Fortunately the weather eases off eventually and we start to travel. We find a mustard museum and a working windmill. Worryingly we have fun together. At the small village of Holt we find loads of antique shops.

It's a wind-up gramophone record from the 1920s. Mum says she used to have one. We obviously have the same tastes -- then I discover something else we have in common too. It seems I now look like her too. Strangers keep saying: "You must be Joyce Stott's son." More discoveries follow.

One of my favorite holiday games in Britain is church spotting -- you find a church walk inside and out, then you decide what bit was built in which century. Only afterwards can you test your guesses against the guidebook. It seems Dad plays the same game.
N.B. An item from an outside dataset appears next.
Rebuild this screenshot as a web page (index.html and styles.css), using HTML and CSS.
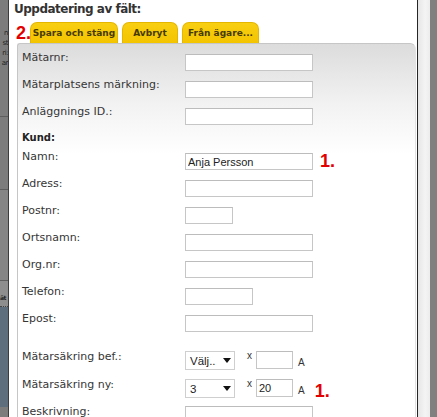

"That was an earlier church, I think, that originally served the monastery here."

"Wow, so these are the remains."

"It's almost like it's been bombed, isn't it, that's how you'd describe it."

"Yes and the remains are very obviously the remains of the original chancel and part of the original church."

These are the ruins of a large monastery we found in Weybourne. Norfolk villages are full of wonderful 14th and 15th century church buildings. Dad and I have a great afternoon visiting some. Mark Twain once wrote:

"When I was a boy of 14 my father was so ignorant I could hardly stand to have him around. But when I got to be 21 I was astonished at how much the old man had learnt in 7 years."

It seems my old man ain't as ignorant as he used to be either! He certainly knows his churches. He's the same about railways. When we were kids he worked in the toy business, manufacturing model steam engine kits. Vacations were also business trips and the hours we spent listening to him droning on!

Norfolk Trains "Yup, here he is in Sheringham's model railway shop, still at it. But look what's outside!"

This is amazing. The shop's on a station platform of the North Norfolk Steam Railway and they let us have a ride on the footplate of a real train. When he retires Dad says he's going to join the society here and become a guard.

"That'll be brilliant. We'd be able to get free rides all the time!"

Later that day Mum reveals her retirement plans too.

Blow her arthritic hips and dodgy knees, she's going to swap her tambourine and bonnet for a pair of cowboy boots and join the local line dancing club!

Boring Norfolk, boring mum and dad -- baloney! But I'm still shocked at how I'm beginning to turn into my parents. It's scary. But there you go. Sometimes when you travel you learn as much about yourself as the place you're visiting.

From the seaside at Sheringham in Norfolk, this is Martin Stott for the Savvy Traveler.